# start of DATA FOR THIS EXERCISE

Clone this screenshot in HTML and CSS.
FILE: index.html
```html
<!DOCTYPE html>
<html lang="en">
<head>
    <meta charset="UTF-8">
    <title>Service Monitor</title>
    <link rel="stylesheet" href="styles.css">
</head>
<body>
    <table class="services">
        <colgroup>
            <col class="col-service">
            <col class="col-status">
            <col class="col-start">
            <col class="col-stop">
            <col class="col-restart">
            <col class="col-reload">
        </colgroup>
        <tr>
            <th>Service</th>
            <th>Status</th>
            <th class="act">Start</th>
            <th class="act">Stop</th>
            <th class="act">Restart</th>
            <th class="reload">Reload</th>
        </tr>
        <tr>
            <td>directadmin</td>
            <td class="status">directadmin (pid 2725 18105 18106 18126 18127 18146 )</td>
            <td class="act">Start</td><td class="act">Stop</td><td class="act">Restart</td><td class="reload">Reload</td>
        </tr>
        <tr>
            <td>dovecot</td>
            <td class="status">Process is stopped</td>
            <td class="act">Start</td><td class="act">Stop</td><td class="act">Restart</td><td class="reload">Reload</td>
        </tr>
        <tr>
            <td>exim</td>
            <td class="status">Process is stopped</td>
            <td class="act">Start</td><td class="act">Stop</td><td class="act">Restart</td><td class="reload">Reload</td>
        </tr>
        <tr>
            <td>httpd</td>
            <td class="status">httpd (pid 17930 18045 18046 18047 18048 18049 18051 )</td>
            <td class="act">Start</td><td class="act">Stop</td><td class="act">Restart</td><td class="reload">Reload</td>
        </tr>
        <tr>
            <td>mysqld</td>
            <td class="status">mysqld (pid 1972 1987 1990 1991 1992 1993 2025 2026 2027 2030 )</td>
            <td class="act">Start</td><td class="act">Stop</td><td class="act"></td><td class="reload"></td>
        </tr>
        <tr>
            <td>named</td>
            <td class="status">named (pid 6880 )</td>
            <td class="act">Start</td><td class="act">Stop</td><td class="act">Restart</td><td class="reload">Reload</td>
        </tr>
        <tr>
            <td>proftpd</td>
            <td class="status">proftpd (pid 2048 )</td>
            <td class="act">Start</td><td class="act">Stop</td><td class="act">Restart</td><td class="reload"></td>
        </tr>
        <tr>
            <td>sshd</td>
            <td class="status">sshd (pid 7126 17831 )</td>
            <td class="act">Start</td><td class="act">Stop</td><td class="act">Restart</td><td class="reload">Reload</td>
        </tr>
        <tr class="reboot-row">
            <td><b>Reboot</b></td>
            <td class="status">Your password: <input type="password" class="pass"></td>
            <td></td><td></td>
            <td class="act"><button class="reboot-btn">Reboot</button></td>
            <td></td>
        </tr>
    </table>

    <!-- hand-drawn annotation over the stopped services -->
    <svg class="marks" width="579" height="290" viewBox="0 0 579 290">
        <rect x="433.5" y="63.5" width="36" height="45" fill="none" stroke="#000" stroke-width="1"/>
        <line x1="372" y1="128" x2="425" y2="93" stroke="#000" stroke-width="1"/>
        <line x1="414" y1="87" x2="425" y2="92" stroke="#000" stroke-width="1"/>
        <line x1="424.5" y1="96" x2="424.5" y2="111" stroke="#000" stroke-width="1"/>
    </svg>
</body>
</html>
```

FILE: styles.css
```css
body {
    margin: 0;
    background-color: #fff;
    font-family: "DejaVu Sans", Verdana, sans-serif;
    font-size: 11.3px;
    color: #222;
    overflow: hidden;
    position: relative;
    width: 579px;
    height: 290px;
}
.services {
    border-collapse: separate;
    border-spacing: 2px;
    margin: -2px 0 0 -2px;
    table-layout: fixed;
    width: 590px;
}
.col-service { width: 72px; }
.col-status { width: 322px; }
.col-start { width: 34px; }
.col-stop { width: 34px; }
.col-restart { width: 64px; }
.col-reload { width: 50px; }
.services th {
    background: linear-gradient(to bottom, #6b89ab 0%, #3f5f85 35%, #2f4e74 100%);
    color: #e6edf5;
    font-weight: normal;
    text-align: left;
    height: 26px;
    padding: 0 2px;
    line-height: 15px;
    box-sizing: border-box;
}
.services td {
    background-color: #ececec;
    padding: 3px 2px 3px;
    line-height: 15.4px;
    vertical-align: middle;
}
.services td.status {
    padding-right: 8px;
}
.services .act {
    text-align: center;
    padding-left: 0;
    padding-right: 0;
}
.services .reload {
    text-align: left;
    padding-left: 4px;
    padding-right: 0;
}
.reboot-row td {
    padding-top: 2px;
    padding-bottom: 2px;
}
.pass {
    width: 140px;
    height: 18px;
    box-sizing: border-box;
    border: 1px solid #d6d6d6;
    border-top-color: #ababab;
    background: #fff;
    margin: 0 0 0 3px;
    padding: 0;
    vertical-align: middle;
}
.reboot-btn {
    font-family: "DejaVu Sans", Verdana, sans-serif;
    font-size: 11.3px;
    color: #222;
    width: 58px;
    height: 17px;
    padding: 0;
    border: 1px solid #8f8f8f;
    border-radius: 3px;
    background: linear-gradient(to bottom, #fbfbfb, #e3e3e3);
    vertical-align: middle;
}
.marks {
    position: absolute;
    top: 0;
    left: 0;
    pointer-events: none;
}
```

# end of DATA FOR THIS EXERCISE
# start of DATA FOR THIS EXERCISE

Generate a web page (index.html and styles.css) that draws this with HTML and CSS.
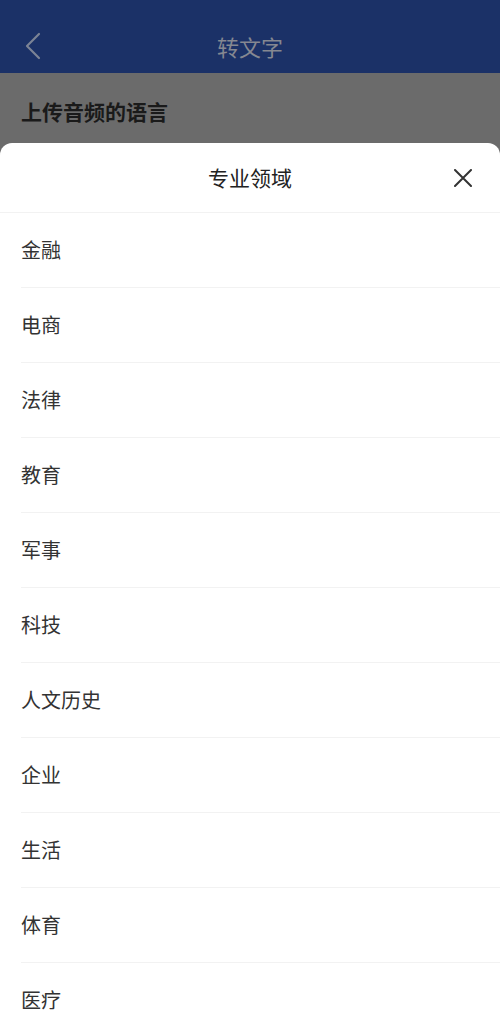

# end of DATA FOR THIS EXERCISE

◆ EXERCISE TASK
Go through the records. Copy each line where "index" appears.

◆ WRITTEN ANSWER
FILE: index.html
Generate a web page (index.html and styles.css) that draws this with HTML and CSS.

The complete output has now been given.